Blair’s calculated move to the center in the mid-1990s came after Labour had spent the best part of two decades in the electoral wilderness. Blair told The Economist that next month’s election is in danger of becoming one “in which a traditional left-wing party competes with a traditional right-wing party, with the traditional result.”

Despite Blair’s pessimistic forecast, a traditional result looks unlikely. For only the third time in almost a century, a hung parliament is expected. At best, Labour could win the most seats of any party, but gaining a majority, which would allow it to govern alone, looks impossible.

That’s where the Scottish National Party comes in. The party’s deputy leader, Stewart Hosie, told The Daily Beast that they would try to use their position in a fragmented Westminster to force Miliband further to the left, encouraging him to rethink plans to radically cut the deficit and urging him to halt the renewal of Britain’s Trident submarine nuclear deterrent.

“We would hope that we can bring progressive politics to the table at a U.K. level as well as seeking more powers for Scotland,” he said. “We've already laid out up front where it is we're coming from, so we have said, for example, an end to austerity; that means a very modest real terms increase in spending. And, of course, we wouldn't countenance spending £100 million on Trident.”

Hosie, who is the MP for Dundee East, said he has a vision of the first genuinely left-wing British government since the 1970s. “I think there's a really strong chance we could do that,” he said. “We would certainly go so far as to say we would like to try to create and work within a progressive bloc to try and deliver those gains for ordinary people.”

Kellner, of YouGov, said the SNP surge would give the party an unprecedented opportunity to make an impact on politics at Westminster, where they have previously held a maximum of six seats. Alex Salmond, who was leader of the SNP until the referendum, hopes to be one of the new intake of MPs. But neither he nor Hosie are likely to be invited to join the government or forge any formal coalition with Labour.

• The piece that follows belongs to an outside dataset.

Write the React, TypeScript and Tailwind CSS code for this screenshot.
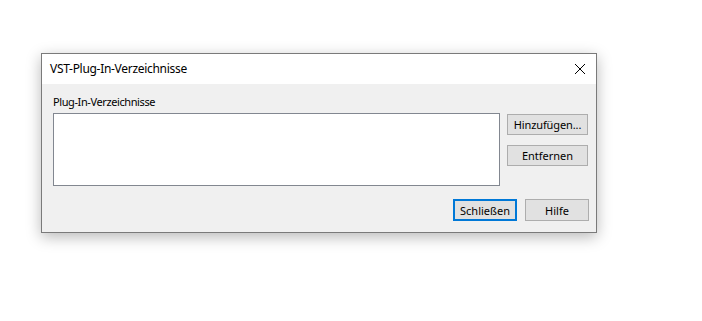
export default function App() {
  const ui = { fontFamily: '"Noto Sans", "Open Sans", "Liberation Sans", sans-serif' };
  return (
    <div className="w-[702px] h-[321px] bg-white pl-[41px] pt-[53px]" style={ui}>
      <div className="w-[556px] h-[180px] border border-[#7a7a7a] bg-[#f0f0f0] flex flex-col shadow-[0_4px_14px_rgba(0,0,0,0.28)]">
        <div className="h-[30px] bg-white flex items-center justify-between pl-[8px] pr-[9px]">
          <span className="text-[12px] tracking-[-0.3px] text-black">VST-Plug-In-Verzeichnisse</span>
          <svg width="12" height="12" viewBox="0 0 12 12" className="mr-[1px]">
            <path d="M1 1L11 11M11 1L1 11" stroke="#000" strokeWidth="1" fill="none" />
          </svg>
        </div>
        <div className="flex flex-col pl-[11px] pr-[7px] text-[11px] text-black">
          <span className="mt-[10px] leading-[16px] tracking-[-0.4px]">Plug-In-Verzeichnisse</span>
          <div className="flex mt-[3px]">
            <div className="w-[447px] h-[73px] bg-white border border-[#828790]"></div>
            <div className="flex flex-col ml-[7px] mt-[1px] gap-[10px]">
              <button className="w-[81px] h-[21px] bg-[#e1e1e1] border border-[#adadad] leading-none tracking-[-0.1px]">Hinzufügen...</button>
              <button className="w-[81px] h-[21px] bg-[#e1e1e1] border border-[#adadad] leading-none">Entfernen</button>
            </div>
          </div>
          <div className="flex justify-end gap-[8px] mt-[13px]">
            <button className="w-[64px] h-[22px] bg-[#e1e1e1] border-2 border-[#0078d7] leading-none">Schließen</button>
            <button className="w-[64px] h-[22px] bg-[#e1e1e1] border border-[#adadad] leading-none">Hilfe</button>
          </div>
        </div>
      </div>
    </div>
  );
}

“I think the SNP might well have influence without any formal dialogue, direct negotiations or discussions taking place between the SNP leadership and the Labour government,” said Kellner, although he suggested they were more likely to prioritize winning greater powers for Scotland than promoting left-wing economic aims.

The last time Britain was caught up in a series of hung parliaments and left-wing governments was in the 1970s. One man who experienced the full range of Labour governments from Harold Wilson to Tony Blair is Michael Meacher, an MP for 35 years, who was appointed to his first junior ministerial role in 1974.

Labour MPs in the Socialist Campaign Group say they will try to force Miliband to abandon his pledge to continue with the vast majority of the current government’s spending cuts in order to reduce the deficit, even if that means working with the SNP directly.

Meacher said Labour MPs on the left of the party would encourage Miliband to soften his approach to austerity if they were elected. “I hope we are all loyal Labour MPs but I think we have a right in the current situation to exert pressure to try and get the kind of result that we believe in and we feel will restore Labour Party principles,” he told The Daily Beast.

As one of the longest serving ministers in Blair’s government, he says the man who ended Labour’s commitment to nationalization, and took the country to war in Iraq and Afghanistan, could hardly be more different from Miliband. “There’s not just an abyss between them, there’s a gulf, there’s an ocean,” he said.

Miliband has more of a reputation as a geek than a political Rottweiler, but Meacher thinks he could yet emerge as a Thatcher of the left. “I know him pretty well and I’m sure that’s what he’s determined to do,” he said. “Once someone becomes the prime minister and has the power which goes with that office, and the power of patronage and the control, which it gives you over the party and the levers of government, I think people can become themselves.”